TiZA denies that a threat was intended, according to documents filed with the court. "Even if the Court accepts the comment alleged by Elmasry," the school maintains, "such remarks have significance only when issued by a proper Islamic judge, of which Elmasry and Zaman are not."

Elmasry is not the only fearful witness. Edwards, who left her job at TiZA in 2009, also hesitates to testify about what she saw and heard during her years there.
During her tenure, she says in an affidavit, she saw "no real distinction" between the operations of TiZA and the Muslim American Society, with which the school shares a building. For years, "I watched [school officials] lash out in order to control those around them, and to retaliate against anyone who spoke poorly of the school, or otherwise challenged their authority." According to her affidavit, Zaman suggested that "we could just kill you" after becoming upset when she "challeng[ed] his authority."
According to the ACLU, the alleged pattern of intimidation extends to any "who might speak publicly about events at TiZA and its use of public funds." Even Chuck Samuelson, the ACLU's executive director, has been a target.

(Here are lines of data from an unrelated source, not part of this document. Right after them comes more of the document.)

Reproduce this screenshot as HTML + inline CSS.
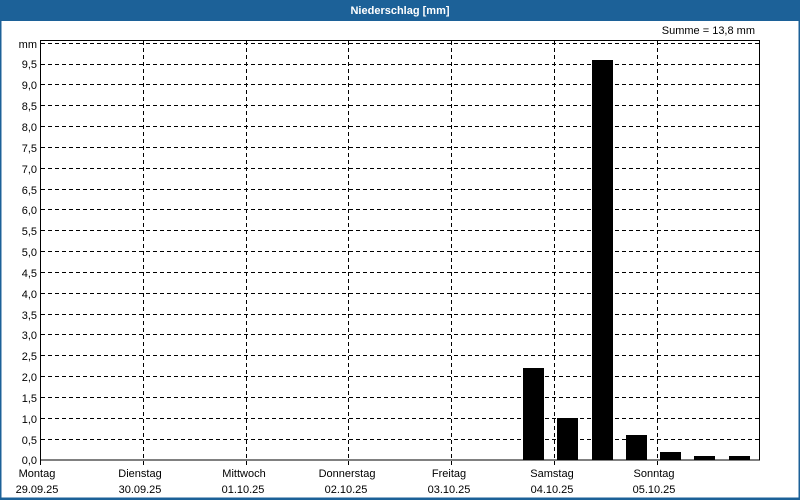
<!DOCTYPE html>
<html><head><meta charset="utf-8"><style>
html,body{margin:0;padding:0;background:#fff}
body{width:800px;height:500px;overflow:hidden;position:relative;font-family:"Liberation Sans",sans-serif}
</style></head><body>
<svg width="800" height="500" xmlns="http://www.w3.org/2000/svg" style="position:absolute;left:0;top:0" font-family="Liberation Sans, sans-serif" font-size="11">
<rect x="0" y="0" width="800" height="500" fill="#fff"/>
<rect x="0" y="0" width="800" height="21" fill="#1c6198"/>
<rect x="0" y="0" width="1.5" height="500" fill="#1c6198"/>
<rect x="798.5" y="0" width="1.5" height="500" fill="#1c6198"/>
<rect x="0" y="497.5" width="800" height="2.5" fill="#1c6198"/>
<text x="400" y="14" fill="#fff" font-weight="bold" text-anchor="middle">Niederschlag [mm]</text>
<text x="755" y="34" fill="#000" text-anchor="end">Summe = 13,8 mm</text>
<g stroke="#000" stroke-width="1" stroke-dasharray="4,3" fill="none">
<path d="M41 439.5H760M41 418.5H760M41 397.5H760M41 376.5H760M41 355.5H760M41 334.5H760M41 314.5H760M41 293.5H760M41 272.5H760M41 251.5H760M41 230.5H760M41 209.5H760M41 189.5H760M41 168.5H760M41 147.5H760M41 126.5H760M41 105.5H760M41 84.5H760M41 64.5H760M41 43.5H760"/>
<path d="M143.5 41V465M246.5 41V465M348.5 41V465M451.5 41V465M554.5 41V465M657.5 41V465"/>
</g>
<rect x="40.5" y="40.5" width="719" height="419.5" fill="none" stroke="#000" stroke-width="1"/>
<path d="M40.5 460V465" stroke="#000"/>
<g fill="#000">
<rect x="523" y="368" width="21" height="92"/>
<rect x="557" y="418" width="21" height="42"/>
<rect x="592" y="60" width="21" height="400"/>
<rect x="626" y="435" width="21" height="25"/>
<rect x="660" y="452" width="21" height="8"/>
<rect x="694" y="456" width="21" height="4"/>
<rect x="729" y="456" width="21" height="4"/>
</g>
<g text-anchor="end" fill="#000">
<text x="37" y="48">mm</text>
<text x="37" y="68">9,5</text><text x="37" y="89">9,0</text><text x="37" y="110">8,5</text><text x="37" y="131">8,0</text>
<text x="37" y="152">7,5</text><text x="37" y="173">7,0</text><text x="37" y="194">6,5</text><text x="37" y="214">6,0</text>
<text x="37" y="235">5,5</text><text x="37" y="256">5,0</text><text x="37" y="277">4,5</text><text x="37" y="298">4,0</text>
<text x="37" y="319">3,5</text><text x="37" y="339">3,0</text><text x="37" y="360">2,5</text><text x="37" y="381">2,0</text>
<text x="37" y="402">1,5</text><text x="37" y="423">1,0</text><text x="37" y="444">0,5</text><text x="37" y="464">0,0</text>
</g>
<g text-anchor="middle" fill="#000">
<text x="37" y="477">Montag</text><text x="37" y="493">29.09.25</text>
<text x="140" y="477">Dienstag</text><text x="140" y="493">30.09.25</text>
<text x="244" y="477">Mittwoch</text><text x="243" y="493">01.10.25</text>
<text x="347" y="477">Donnerstag</text><text x="346" y="493">02.10.25</text>
<text x="449" y="477">Freitag</text><text x="449" y="493">03.10.25</text>
<text x="552" y="477">Samstag</text><text x="552" y="493">04.10.25</text>
<text x="654" y="477">Sonntag</text><text x="654" y="493">05.10.25</text>
</g>
</svg>
</body></html>
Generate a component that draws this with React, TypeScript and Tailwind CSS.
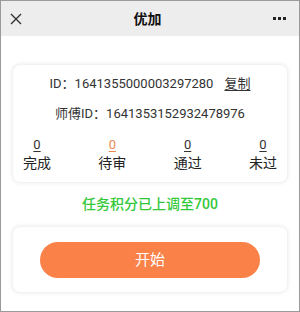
import React from 'react';

const stats = [
  { label: '完成', value: 0, color: 'text-[#333]' },
  { label: '待审', value: 0, color: 'text-[#e98a54]' },
  { label: '通过', value: 0, color: 'text-[#333]' },
  { label: '未过', value: 0, color: 'text-[#333]' },
];

const App: React.FC = () => {
  return (
    <div
      className="w-[300px] h-[312px] border border-[#9a9a9a] bg-white flex flex-col overflow-hidden"
      style={{ fontFamily: "Roboto, 'Noto Sans CJK SC', sans-serif" }}
    >
      {/* Top bar */}
      <header className="h-[35px] shrink-0 bg-[#ededed] flex items-center justify-between px-[9px]">
        <svg width="12" height="12" viewBox="0 0 12 12" className="text-[#333]">
          <path d="M1 1 L11 11 M11 1 L1 11" stroke="currentColor" strokeWidth="1.4" fill="none" />
        </svg>
        <h1 className="text-[14px] font-bold text-[#111] leading-none">优加</h1>
        <div className="flex gap-[2px] pr-[4px]">
          <span className="w-[3px] h-[3px] bg-[#222]"></span>
          <span className="w-[3px] h-[3px] bg-[#222]"></span>
          <span className="w-[3px] h-[3px] bg-[#222]"></span>
        </div>
      </header>

      <main className="flex flex-col px-[11px]">
        {/* Info card */}
        <section className="mt-[28px] rounded-[8px] bg-white shadow-[0_0_4px_rgba(0,0,0,0.08)] border border-[#f2f2f2] pt-[9px] pb-[10px] px-[10px] text-[#333]">
          <div className="flex justify-center items-center text-[13px] leading-[20px]">
            <span>ID：1641355000003297280</span>
            <span className="ml-[11px] underline underline-offset-2">复制</span>
          </div>
          <div className="mt-[10px] text-center text-[13px] leading-[20px]">
            师傅ID：1641353152932478976
          </div>
          <div className="mt-[13px] flex justify-between">
            {stats.map((s) => (
              <div key={s.label} className="flex flex-col items-center">
                <span className={`text-[13px] leading-[16px] underline underline-offset-2 ${s.color}`}>{s.value}</span>
                <span className="mt-[1px] text-[14px] leading-[18px] text-[#222]">{s.label}</span>
              </div>
            ))}
          </div>
        </section>

        <p className="mt-[11px] text-center text-[14px] leading-[20px] font-medium text-[#33c83a]">
          任务积分已上调至700
        </p>

        {/* Action card */}
        <section className="mt-[12px] rounded-[8px] bg-white shadow-[0_0_4px_rgba(0,0,0,0.08)] border border-[#f2f2f2] pt-[15px] pb-[14px] px-[27px]">
          <button className="w-full h-[36px] rounded-full bg-[#fa8148] text-white text-[15px]">
            开始
          </button>
        </section>
      </main>
    </div>
  );
};

export default App;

In July 2009, the school filed a defamation claim in excess of $100,000 against the ACLU, citing Samuelson's simple statement that "[TiZA is] a theocratic school ... as plain as the substantial nose on my face."

Alan Dershowitz, a noted Harvard law professor, has described TiZA's defamation claim as "lawfare -- the use of law as a weapon of warfare." Controversial Islamic organizations "sue their critics for defamation, not with the intent to win the case, but with the hope of imposing an unaffordably high cost on criticism of their actions," he and Elizabeth Samson wrote in the British newspaper the Guardian.

In December, the court dismissed TiZA's defamation claim against the ACLU.
For some of these witnesses "lawfare" is the least of their worries.